Мой голос она охарактеризовала как «светлый баритон». (Кстати, другая певица сказала, что у меня высокий баритон.) А ведь я поступал в консерваторию как бас, через несколько лет стал петь партии баса-баритона и только в конце курса перешел на баритон. А это весьма важно для репертуара. Теперь я смогу петь партию Дон Карлоса и другие — для этого голоса.
В общем, какой бы ни была погода, каким бы ни было мое состояние, но пребывание в «Ла Скала» — это подарок судьбы. Кроме того, так как теперь определились границы моего голоса, то поездка в Италию была очень полезна.

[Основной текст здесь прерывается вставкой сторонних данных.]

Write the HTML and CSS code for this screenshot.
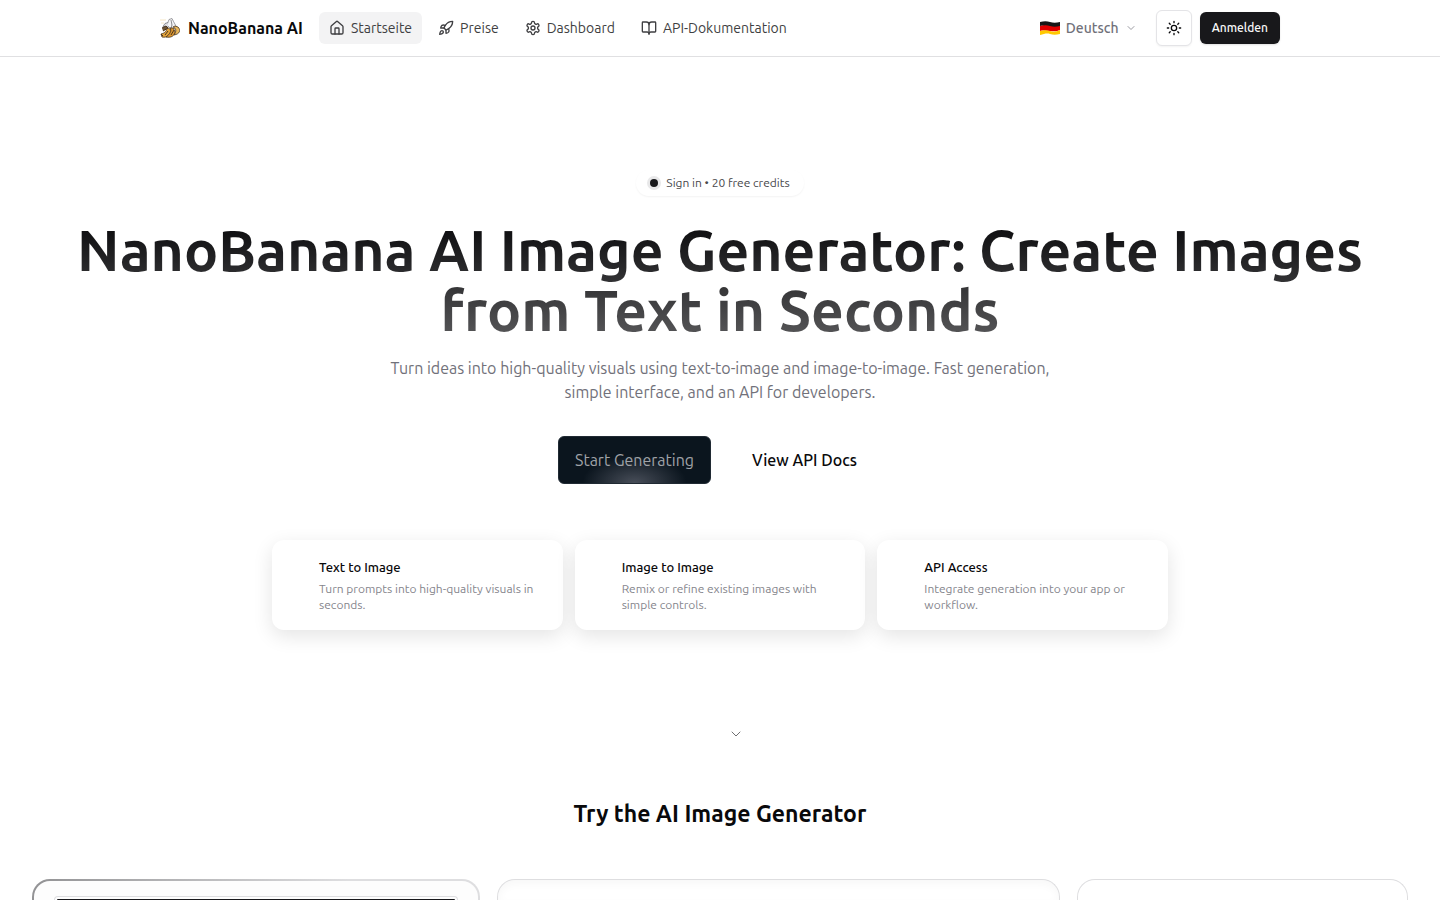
FILE: index.html
```html
<!DOCTYPE html>
<html lang="de">
<head>
<meta charset="utf-8">
<meta name="viewport" content="width=device-width, initial-scale=1">
<title>NanoBanana AI</title>
<link rel="stylesheet" href="styles.css">
</head>
<body>
<header class="header">
  <div class="header-inner">
    <a class="brand" href="#">
      <svg class="brand-logo" viewBox="0 0 20 20" aria-hidden="true">
        <path d="M0 2h6M1 5h3" stroke="#f3dfb8" stroke-width=".8"/>
        <path d="M7 7 9 1.500l3-1 1.500 3L16 8l-2 3-4-1z" fill="#f4f4f5" stroke="#77777c" stroke-width=".7"/>
        <path d="m11 2 1 5-1 4M8 4.500l-3 1-2 3 5 1" fill="#dedee2" stroke="#66666a" stroke-width=".7"/>
        <path d="M7 9c0 4-2 6-6 7l1 3c5 1 8-2 9-7z" fill="#e5a43a" stroke="#49351f" stroke-width=".8"/>
        <path d="M10 10c2 3 0 6-4 9 5 1 9-1 9-6l-2-3z" fill="#dc962d" stroke="#49351f" stroke-width=".8"/>
        <path d="M13 9c3 1 4 4 1 8 6-1 7-5 4-8l-3-1z" fill="#e9b75a" stroke="#49351f" stroke-width=".8"/>
        <path d="m2 10 4-2 2 2-5 3M1 16l2 2M8 13l-3 4M14 12l-3 5" fill="#6d5435" stroke="#49351f"/>
      </svg>
      <span>NanoBanana AI</span>
    </a>
    <nav class="nav">
      <a class="nav-link nav-link-active" href="#"><svg class="icon" viewBox="0 0 24 24"><path d="M15 21v-8a1 1 0 0 0-1-1h-4a1 1 0 0 0-1 1v8"/><path d="M3 10a2 2 0 0 1 .709-1.528l7-6a2 2 0 0 1 2.582 0l7 6A2 2 0 0 1 21 10v9a2 2 0 0 1-2 2H5a2 2 0 0 1-2-2z"/></svg>Startseite</a>
      <a class="nav-link" href="#"><svg class="icon" viewBox="0 0 24 24"><path d="M4.500 16.500c-1.500 1.260-2 5-2 5s3.740-.5 5-2c.71-.84.7-2.130-.09-2.910a2.180 2.180 0 0 0-2.910-.09z"/><path d="m12 15-3-3a22 22 0 0 1 2-3.950A12.880 12.880 0 0 1 22 2c0 2.720-.78 7.500-6 11a22.350 22.350 0 0 1-4 2z"/><path d="M9 12H4s.55-3.030 2-4c1.620-1.080 5 0 5 0"/><path d="M12 15v5s3.030-.55 4-2c1.080-1.620 0-5 0-5"/></svg>Preise</a>
      <a class="nav-link" href="#"><svg class="icon" viewBox="0 0 24 24"><path d="M12.220 2h-.44a2 2 0 0 0-2 2v.18a2 2 0 0 1-1 1.730l-.43.25a2 2 0 0 1-2 0l-.15-.08a2 2 0 0 0-2.730.73l-.22.38a2 2 0 0 0 .73 2.730l.15.1a2 2 0 0 1 1 1.720v.51a2 2 0 0 1-1 1.740l-.15.09a2 2 0 0 0-.73 2.730l.22.38a2 2 0 0 0 2.730.73l.15-.08a2 2 0 0 1 2 0l.43.25a2 2 0 0 1 1 1.730V20a2 2 0 0 0 2 2h.44a2 2 0 0 0 2-2v-.18a2 2 0 0 1 1-1.730l.43-.25a2 2 0 0 1 2 0l.15.08a2 2 0 0 0 2.730-.73l.22-.39a2 2 0 0 0-.73-2.730l-.15-.08a2 2 0 0 1-1-1.740v-.5a2 2 0 0 1 1-1.740l.15-.09a2 2 0 0 0 .73-2.730l-.22-.38a2 2 0 0 0-2.730-.73l-.15.08a2 2 0 0 1-2 0l-.43-.25a2 2 0 0 1-1-1.730V4a2 2 0 0 0-2-2z"/><circle cx="12" cy="12" r="3"/></svg>Dashboard</a>
      <a class="nav-link" href="#"><svg class="icon" viewBox="0 0 24 24"><path d="M12 7v14"/><path d="M3 18a1 1 0 0 1-1-1V4a1 1 0 0 1 1-1h5a4 4 0 0 1 4 4 4 4 0 0 1 4-4h5a1 1 0 0 1 1 1v13a1 1 0 0 1-1 1h-6a3 3 0 0 0-3 3 3 3 0 0 0-3-3z"/></svg>API-Dokumentation</a>
    </nav>
    <div class="actions">
      <div class="language">
        <svg class="flag" viewBox="0 0 20 16" aria-hidden="true">
          <path d="M0 2c4-1 7-1 10 0s6 1 10 0v5c-4 1-7 0-10 0S4 5 0 6z" fill="#161616"/>
          <path d="M0 6c4-1 7-1 10 0s6 1 10 0v4c-4 2-7 1-10 1s-6-1-10 0z" fill="#e00000"/>
          <path d="M0 11c4-1 7-1 10 0s6 1 10-1v4c-4 1-7 1-10 0s-6 0-10 1z" fill="#ffc800"/>
        </svg>
        <select class="language-select" aria-label="Sprache"><option>Deutsch</option></select>
        <svg class="icon language-arrow" viewBox="0 0 24 24"><path d="m6 9 6 6 6-6"/></svg>
      </div>
      <button class="theme-button" type="button" aria-label="Farbschema wechseln"><svg class="icon" viewBox="0 0 24 24"><circle cx="12" cy="12" r="4"/><path d="M12 2v2M12 20v2M4.900 4.900l1.400 1.400M17.700 17.700l1.400 1.400M2 12h2M20 12h2M6.300 17.700l-1.400 1.400M19.100 4.900l-1.400 1.400"/></svg></button>
      <button class="login-button" type="button">Anmelden</button>
    </div>
  </div>
</header>
<main>
  <section class="hero">
    <div class="badge"><span class="badge-dot"></span>Sign in • 20 free credits</div>
    <h1 class="hero-title">NanoBanana AI Image Generator: Create Images from Text in Seconds</h1>
    <p class="hero-text">Turn ideas into high-quality visuals using text-to-image and image-to-image. Fast generation, simple interface, and an API for developers.</p>
    <div class="hero-buttons">
      <button class="start-button" type="button">Start Generating</button>
      <a class="docs-link" href="#">View API Docs</a>
    </div>
    <div class="features">
      <article class="feature"><h2 class="feature-title">Text to Image</h2><p class="feature-text">Turn prompts into high-quality visuals in seconds.</p></article>
      <article class="feature"><h2 class="feature-title">Image to Image</h2><p class="feature-text">Remix or refine existing images with simple controls.</p></article>
      <article class="feature"><h2 class="feature-title">API Access</h2><p class="feature-text">Integrate generation into your app or workflow.</p></article>
    </div>
    <a class="scroll-link" href="#generator" aria-label="Scroll down"><svg class="icon" viewBox="0 0 24 24"><path d="m6 9 6 6 6-6"/></svg></a>
  </section>
  <section class="generator" id="generator">
    <h2 class="generator-title">Try the AI Image Generator</h2>
    <div class="panels">
      <div class="panel panel-accent"><div class="panel-preview"></div></div>
      <div class="panel panel-shaded"></div>
      <div class="panel"></div>
    </div>
  </section>
</main>
</body>
</html>
```
FILE: styles.css
```css
* { box-sizing: border-box; }
body {
  display: flex;
  flex-direction: column;
  margin: 0;
  height: 100vh;
  overflow: hidden;
  background: #fff;
  color: #09090b;
  font-family: Ubuntu, "Noto Sans", "Open Sans", sans-serif;
  font-size: 14px;
  line-height: 20px;
}
h1, h2, p { margin: 0; }
a { color: inherit; text-decoration: none; }
button, select { font: inherit; }
main { display: flex; flex-direction: column; flex: 1; min-height: 0; }
.icon {
  width: 16px;
  height: 16px;
  flex: none;
  fill: none;
  stroke: currentColor;
  stroke-width: 2;
  stroke-linecap: round;
  stroke-linejoin: round;
}
.header { flex: none; border-bottom: 1px solid #e0e0e2; }
.header-inner {
  display: flex;
  align-items: center;
  max-width: 1120px;
  height: 56px;
  margin: 0 auto;
}
.brand {
  display: flex;
  align-items: center;
  gap: 8px;
  margin-right: 16px;
  font-size: 16px;
  font-weight: 600;
  white-space: nowrap;
}
.brand-logo { width: 20px; height: 20px; fill: none; }
.nav { display: flex; gap: 6px; }
.nav-link {
  display: flex;
  align-items: center;
  gap: 6px;
  height: 32px;
  padding: 0 10px;
  border-radius: 6px;
  color: #3f3f42;
  white-space: nowrap;
}
.nav-link-active { background: #f3f3f4; }
.actions { display: flex; align-items: center; gap: 8px; margin-left: auto; }
.language { display: flex; align-items: center; gap: 6px; margin-right: 11px; color: #71717a; }
.flag { width: 20px; height: 16px; }
.language-select {
  appearance: none;
  padding: 0;
  border: 0;
  background: none;
  color: inherit;
  font-weight: 500;
}
.language-arrow { width: 12px; height: 12px; opacity: .7; }
.theme-button {
  display: grid;
  place-items: center;
  width: 36px;
  height: 36px;
  padding: 0;
  border: 1px solid #e4e4e7;
  border-radius: 6px;
  background: #fff;
  color: #09090b;
  box-shadow: 0 1px 2px #0000000d;
}
.login-button {
  height: 32px;
  padding: 0 12px;
  border: 0;
  border-radius: 6px;
  background: #18181b;
  color: #fafafa;
  font-size: 12px;
  font-weight: 500;
  box-shadow: 0 1px 2px #00000020;
}
.hero {
  display: flex;
  flex: none;
  flex-direction: column;
  align-items: center;
  padding: 113px 32px 0;
  text-align: center;
}
.badge {
  display: flex;
  align-items: center;
  gap: 8px;
  padding: 5px 14px;
  border-radius: 14px;
  color: #48484b;
  font-size: 12px;
  line-height: 16px;
  box-shadow: 0 1px 2px #0000000d;
}
.badge-dot { width: 8px; height: 8px; border-radius: 50%; background: #18181b; box-shadow: 0 0 0 3px #e8e8e9; }
.hero-title {
  margin-top: 24px;
  background: linear-gradient(#09090b, #58585a);
  background-clip: text;
  color: transparent;
  font-size: 57px;
  line-height: 60px;
  font-weight: 600;
}
.hero-text { max-width: 672px; margin-top: 16px; color: #71717a; font-size: 16px; line-height: 24px; }
.hero-buttons { display: flex; gap: 16px; margin-top: 32px; font-size: 16px; }
.start-button {
  height: 48px;
  padding: 0 16px;
  border: 1px solid #202a33;
  border-radius: 6px;
  background: radial-gradient(ellipse 52px 28px at 50% 100%, #484e59, #0b151e);
  color: #a0a3a8;
}
.docs-link { display: flex; align-items: center; padding: 0 25px; font-weight: 500; }
.features {
  display: grid;
  grid-template-columns: repeat(3, 1fr);
  gap: 12px;
  width: 100%;
  max-width: 896px;
  margin-top: 56px;
  text-align: left;
}
.feature { padding: 17px 24px 17px 47px; border-radius: 12px; background: #fff; box-shadow: 0 6px 20px #0000001c; }
.feature-title { font-size: 13px; line-height: 20px; font-weight: 500; }
.feature-text { margin-top: 4px; color: #85858c; font-size: 12px; line-height: 16px; }
.scroll-link { align-self: center; margin: 96px 0 0 32px; color: #27272a; }
.scroll-link .icon { display: block; stroke-width: 1; }
.generator { display: flex; flex: 1; flex-direction: column; min-height: 0; padding: 56px 32px 0; overflow: hidden; }
.generator-title { flex: none; text-align: center; font-size: 23px; line-height: 32px; font-weight: 600; }
.panels {
  display: grid;
  flex: 1;
  grid-template-columns: 448fr 562fr 331fr;
  gap: 17px;
  min-height: 0;
  margin-top: 49px;
}
.panel { border: 1px solid #dedee0; border-bottom: 0; border-radius: 18px 18px 0 0; }
.panel-accent {
  display: flex;
  padding: 15px 20px 0;
  border: 2px solid transparent;
  border-bottom: 0;
  background: linear-gradient(#fdfdfd, #fdfdfd) padding-box, linear-gradient(100deg, #929294, #dedee0 70%) border-box;
}
.panel-preview {
  flex: 1;
  padding: 2px 2px 0;
  border: 1px solid #dedee0;
  border-bottom: 0;
  border-radius: 10px 10px 0 0;
  background: linear-gradient(#18181b, #18181b) content-box;
}
.panel-shaded { box-shadow: inset 0 4px 8px #00000008; }
```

— Вы не жалеете, что перебрались в США? Многих мучает ностальгия...
— Нет, не жалею. За два года я успел здесь невероятно много и, что самое главное, сумел перевезти сюда свою семью. Сейчас я вместе с женой (она тоже певица) готовлю новую программу.
Кроме того, я думаю, что большинство нынешних иммигрантов страдает не ностальгией. Скорее всего, это депрессия. Ведь многие мечтали о лучшей жизни, однако не все ее здесь нашли, некоторые, наоборот, ухудшили свое положение.
А мне нечего было терять.
— Вы много работаете?
— Обычно я пою по четыре часа в день. И хотя сейчас у меня мало возможностей для занятий вокалом, но в ближайшее время я постараюсь подготовиться к новому показу в «Метрополитен-опера». Кроме того, я хочу выступить в других конкурсах, ибо каждый такой конкурс, помимо прочего, помогает наработать репертуар.
— И все же непонятно, как вам удалось не сломаться в психологическом плане?
— Когда не было рядом жены и детей, когда не было никого, кто смог бы меня поддержать, я обращался к Богу. Было время — я выписывал из Библии стихи, которые могли меня утешить.
А вообще я считаю — мне крупно повезло, что я оказался здесь. Америку нужно заслужить. Это страна иммигрантов, куда каждый приезжает, чтобы утвердиться, поэтому в ней такая жесткая конкуренция и выживают самые сильные, самые подготовленные, те, кто может себя проявить. И эта борьба позволяет каждому раскрыть свои лучшие качества.